New law: severe penalties for Israel boycott
On Monday the UK government announced a proposed crackdown on local councils, public bodies, the NHS, and possibly some universities’ student unions’ ability to boycott unethical companies and contractors. In particular, a new law will make policies advocating for the refusal to purchase or contract products or services originating from or involved in perpetuating occupied territories in Israel a criminal offence.
Nash Riggins, writing for The Independent notes that: “Leicester City, Stirling, Clackmannanshire, Midlothian and West Dunbartonshire Councils have all implemented local bans on goods that come out of Israel and its illegal settlements”. The Middle East Eye stated that a Scottish government notice to local councils in Scotland also "strongly discouraged trade and investment from illegal settlements". Riggins writes that “More than a few student unions have followed suit”, and indeed, the National Union of Students (NUS)- a confederation of 600 student unions- reaffirmed its vote in June 2015 in support of Boycott, Divestment and Sanctions (BDS). With such widespread support for BDS actions, there has been considerable pushback to the new proposals.
The UK Cabinet Office issued a statement in defence of the move, claiming that, "Locally imposed boycotts can roll back integration as well as hinder Britain's export trade and harm international relationship”.
The Palestinian BDS National Committee draws stark parallels between UK support for a boycott ban, and ex-Conservative Prime Minister Margaret Thatcher’s support for apartheid in South Africa.
Rafeef Ziadah, a UK spokesperson for the Committee, said: “Rather than working to hold Israel to account for its ongoing human rights violations, UK ministers continue the arms trade with Israel and attack local democracy in order to shield it from any criticism. What sort of message does this send to UK companies like G4S [who provide equipment and services to both checkpoints which make up the Apartheid wall, and Israeli prisons, within which prisoners are held without trial and are tortured] and JCB [who provide bulldozers which destroy Palestinian homes, mosques, olive trees and buildings, and partake in the construction of settlements] that aid and abet Israel’s violations of international law?”.

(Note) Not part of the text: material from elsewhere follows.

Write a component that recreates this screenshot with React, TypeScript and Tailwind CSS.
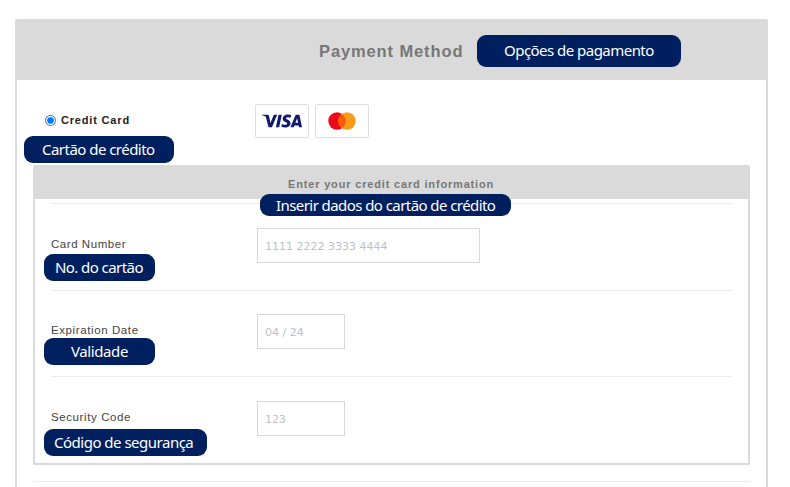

An article on the BDS movement’s website states that: “A coalition of campaign groups – including climate campaigners who are working with local councils that have divested from fossil fuel companies – are campaigning against the moves to restrict the ability of local councils to make ethical investment decisions”. More info here: http://waronwant.org/protect-local-democracy
Media outlets celebrating the move were in the minority. Tom Wilson writing for City.am, a London-based mouthpiece which self-describes as ‘business with personality’ cited former communities secretary Eric Pickles as someone who ‘put it best’ by lamenting that, “The attempt by the irresponsible left to demonise Israel is bad for British business, bad for the local taxpayer, and deeply damaging to community relations”.
Some took to Twitter to share their thoughts on the matter. RAF Veteran Harry Smith said that “This government is almost at the point of rubbing shoulders with fascism”, whilst the Oxfordshire Green Party condemned the move as a “muzzle on free speech”. A Legal Advisor at the International Commission of Jurists remarked that the UK plan to banboycotts of unethical companies will “help perpetuate human rights abuses and prevent accountability”.